Um prólogo potente – aquele que causou estranhamento na pré-estréia de quase dez anos – usa a luz da noite para destacar os sons, notadamente o do tambor. Na sequência, o único fato que podemos dizer transformador do plano da existência como tradicionalmente pensado: a viuvez de Dona Bastú (Maria Sebastian Martins Alvaro). Após isso, a produção se mostra um slow movie que não sentiu o peso da década em que tantos experimentalismos nessa visão de cinema permitiu. Campolina e Marins não levam às profundezas essa ideia de suspensão do tempo. Usam o curso dos rios, nas marolas de sua superfície, para compor cenas com uso de múltiplos planos, muitos de curta duração. Uma documentação que fornece informações pulverizadas, deixando para o espectador o prazer da decupagem e da edição.
Essa sensação de não-alteração do tempo permite que o longa-metragem, olhado em perspectiva, pareça, de fato, um montagem de escolhas. Por vezes há a sensação de que é possível dissociar uma sequência da imediatamente anterior ou posterior – reconectando a outra parte. Dona Bastú, de certa maneira, busca um norte – idealizando sentidos na inafastável sentença de que verá o tempo passar.
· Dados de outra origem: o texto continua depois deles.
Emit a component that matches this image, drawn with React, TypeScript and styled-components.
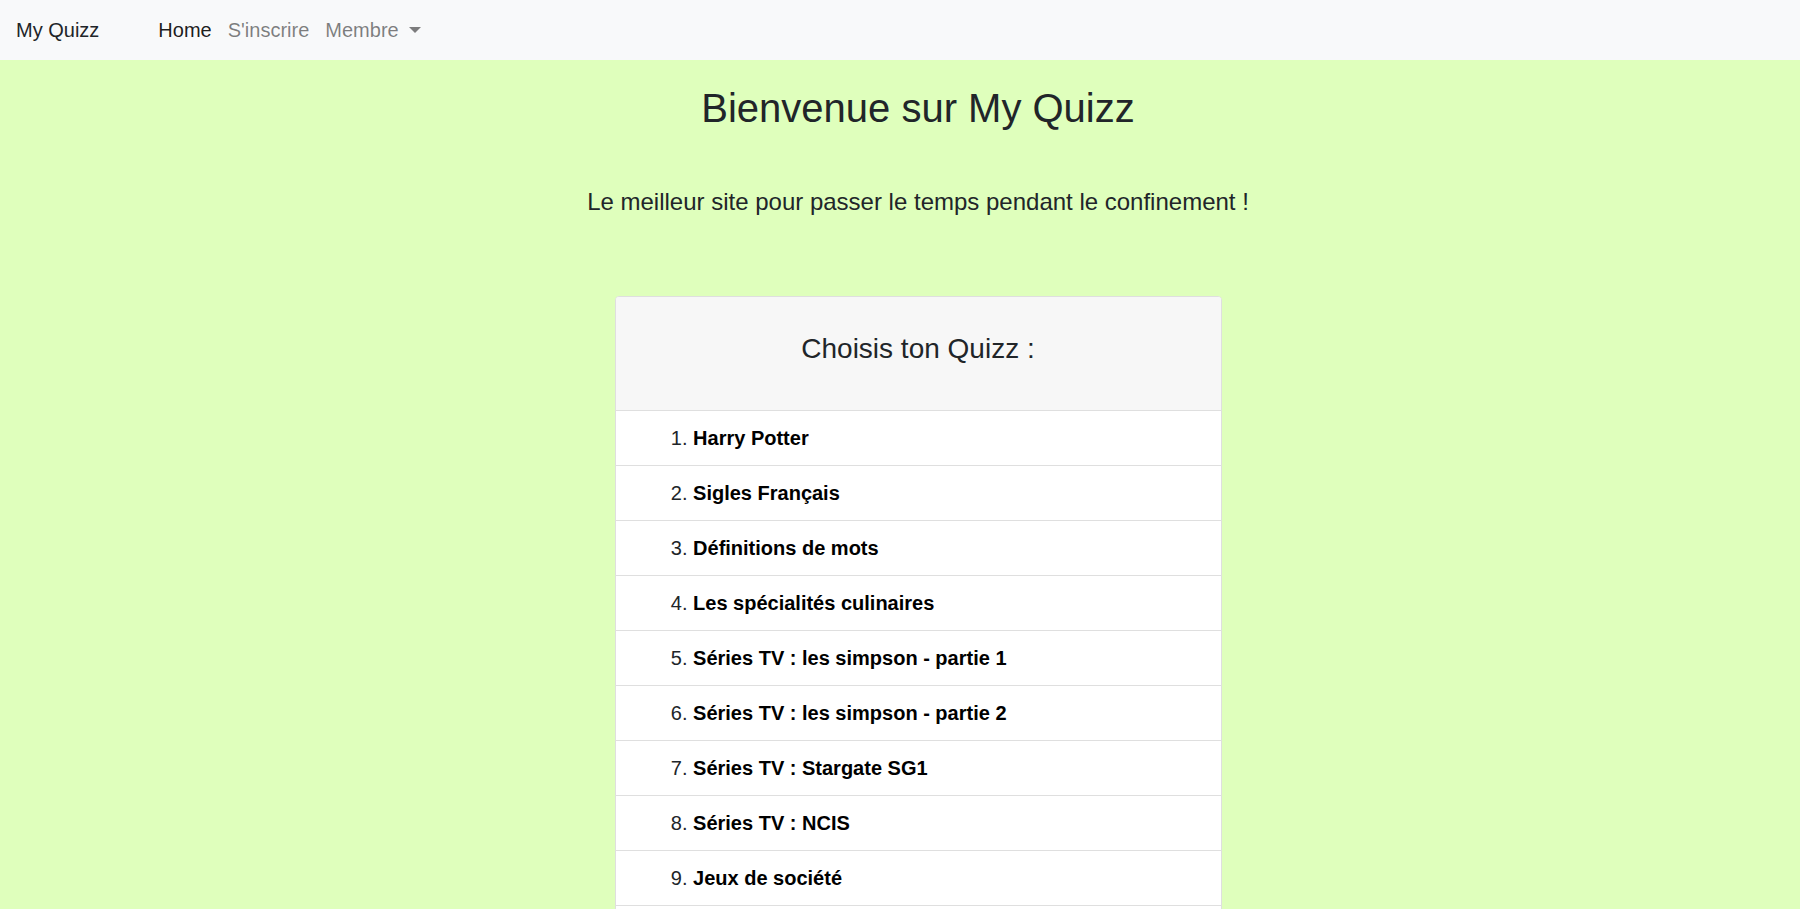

É o mesmo processo que milhões (bilhões?) passaram nas últimas semanas – de medir, pelo mesmo um pouco, situações em que podemos aplicar conceitos como “importância” e “relevância”.
Não apenas dentro de casa, mas também fora. Poderíamos ir adiante nesse tema, mas a obra de Campolina e Marins tem as suas provocações próprias. Vale muito revisitar esse filme, que surge com destaque em importantes festivais pelo conceito subjetivo do tempo. Uma ideia (ou até mesmo um ideal) de produção que passou a ser perseguido ao longo da década de 10. Em paralelo, toda essa filmografia entra na nova década com um novo significado, sendo novamente “Girimunho” uma boa porta de entrada para quem entende que as percepções sobre o audiovisual enquanto projeção de experiências ganhou um novo significado. Consequência de uma realidade em que, à primeira vista, quase tudo o que não envolva as áreas comuns dos nossos condomínios ou a vista do meio-fio de nossas casas, pareça extremamente ficcional.